**WHAT TO DO**
State how many lines of the entries hold the string "Tailwind", and output nothing but that count.

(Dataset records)
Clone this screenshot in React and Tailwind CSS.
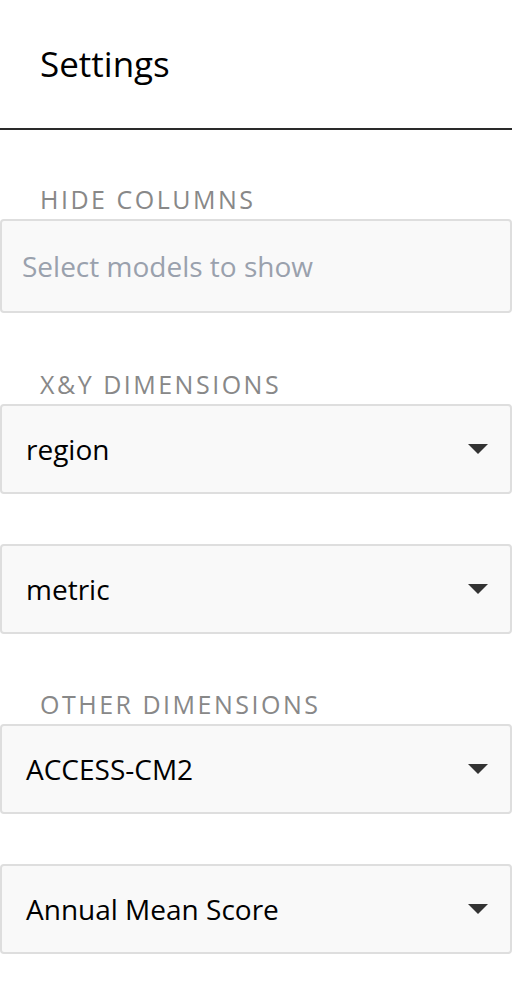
const Arrow = () => (
  <svg width="20" height="10" viewBox="0 0 20 10" className="shrink-0">
    <path d="M0 0h20L10 10z" fill="#333" />
  </svg>
);

const Select = ({ value }) => (
  <div className="flex h-[90px] items-center justify-between rounded border-2 border-[#dedede] bg-[#f9f9f9] pl-[24px] pr-[22px]">
    <span className="text-[28px] text-black">{value}</span>
    <Arrow />
  </div>
);

const Label = ({ children }) => (
  <div className="px-[40px] text-[25px] leading-none tracking-[0.1em] text-[#888]">
    {children}
  </div>
);

export default function App() {
  return (
    <div className="min-h-[998px] w-[512px] bg-white font-['Open_Sans',sans-serif]">
      <div className="flex h-[130px] items-center border-b-2 border-[#2a2a2a] px-[40px]">
        <h1 className="text-[35px] text-black">Settings</h1>
      </div>

      <div className="mt-[57px]">
        <Label>HIDE COLUMNS</Label>
        <div className="mt-[7px] flex h-[94px] items-center rounded border-2 border-[#dedede] bg-[#f9f9f9] px-[20px]">
          <span className="text-[28px] text-[#9aa1ad]">Select models to show</span>
        </div>
      </div>

      <div className="mt-[59px]">
        <Label>X&amp;Y DIMENSIONS</Label>
        <div className="mt-[7px] flex flex-col gap-[50px]">
          <Select value="region" />
          <Select value="metric" />
        </div>
      </div>

      <div className="mt-[58px]">
        <Label>OTHER DIMENSIONS</Label>
        <div className="mt-[7px] flex flex-col gap-[50px]">
          <Select value="ACCESS-CM2" />
          <Select value="Annual Mean Score" />
        </div>
      </div>
    </div>
  );
}
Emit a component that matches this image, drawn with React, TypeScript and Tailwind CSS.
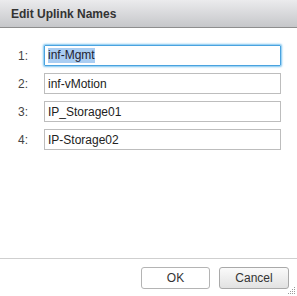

**WRITTEN SOLUTION**
2